In his letter Misener writes: “If any of these new tax collection schemes were adopted, Amazon would be compelled to end its advertising relationships with well over 10,000 California-based participants in the Amazon ‘Associates Program.’”
Runner warned, “This is an imminent threat to California jobs. Lawmakers would do well to pay attention.”
Misener notes that similar statewide terminations have already occurred in North Carolina, Rhode Island and Colorado after those states enacted similar laws.
Misener explains that these participants—also known as affiliates—“place Amazon advertisements on their websites, and then are compensated by Amazon for purchases made by visitors whom they refer to Amazon’s website.”
A revised Board of Equalization analysis of the pending Assembly measures cautions that 50% of projected revenues would vanish as a result of Amazon’s action. Revenues would be “further diminished” if other firms also terminated their affiliate programs.
The BOE analysis also warns of an “adverse impact on state employment,” resulting in lower corporate and personal income tax revenues for the state.
In conclusion Runner said, “The Legislature needs to stop considering bills that would hurt jobs and instead start improving California’s dismal business climate so we can attract much-needed jobs to our state.”
So, the California Board of Equalization understands just like the other states that this legislation is disputable in its federal constitutionality, will raise far less revenue than touted and will cost Californians jobs.
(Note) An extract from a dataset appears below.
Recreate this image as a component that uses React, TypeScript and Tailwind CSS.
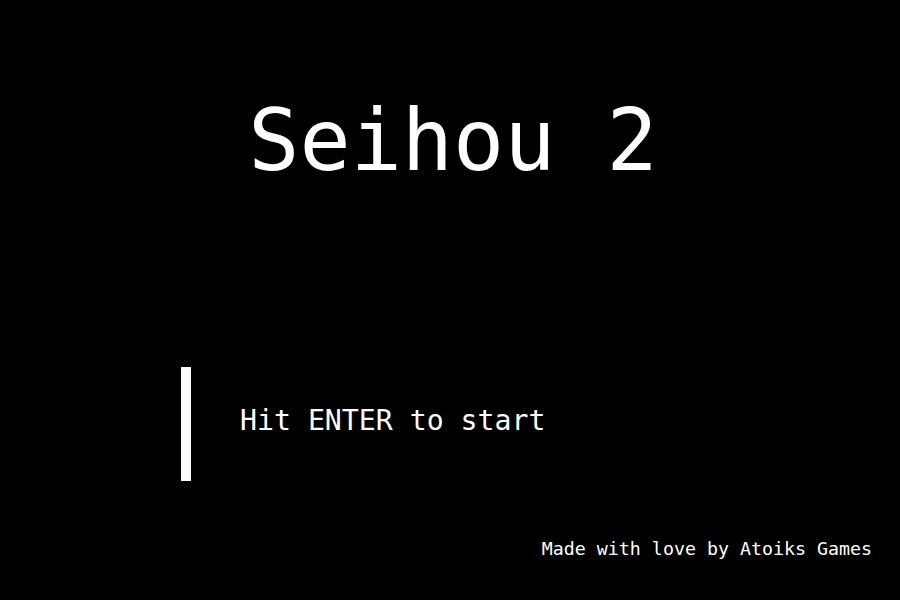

Oh yeah – the answer is easy. California Democrat legislators, including Assemblywoman Nancy Skinner (D-Berkeley) and Democrat State Senate leader Darrell Steinberg (D-sacramento) can milk campaign contributions from Wal-mart, Target, Home Depot Barnes and Noble, et al. who desire a competitive business advantage over Amazon, e-Bay and Overstock.com.
Look for these bills to come back over and over again as the Democrats milk them for all that they are worth – a bad deal for California.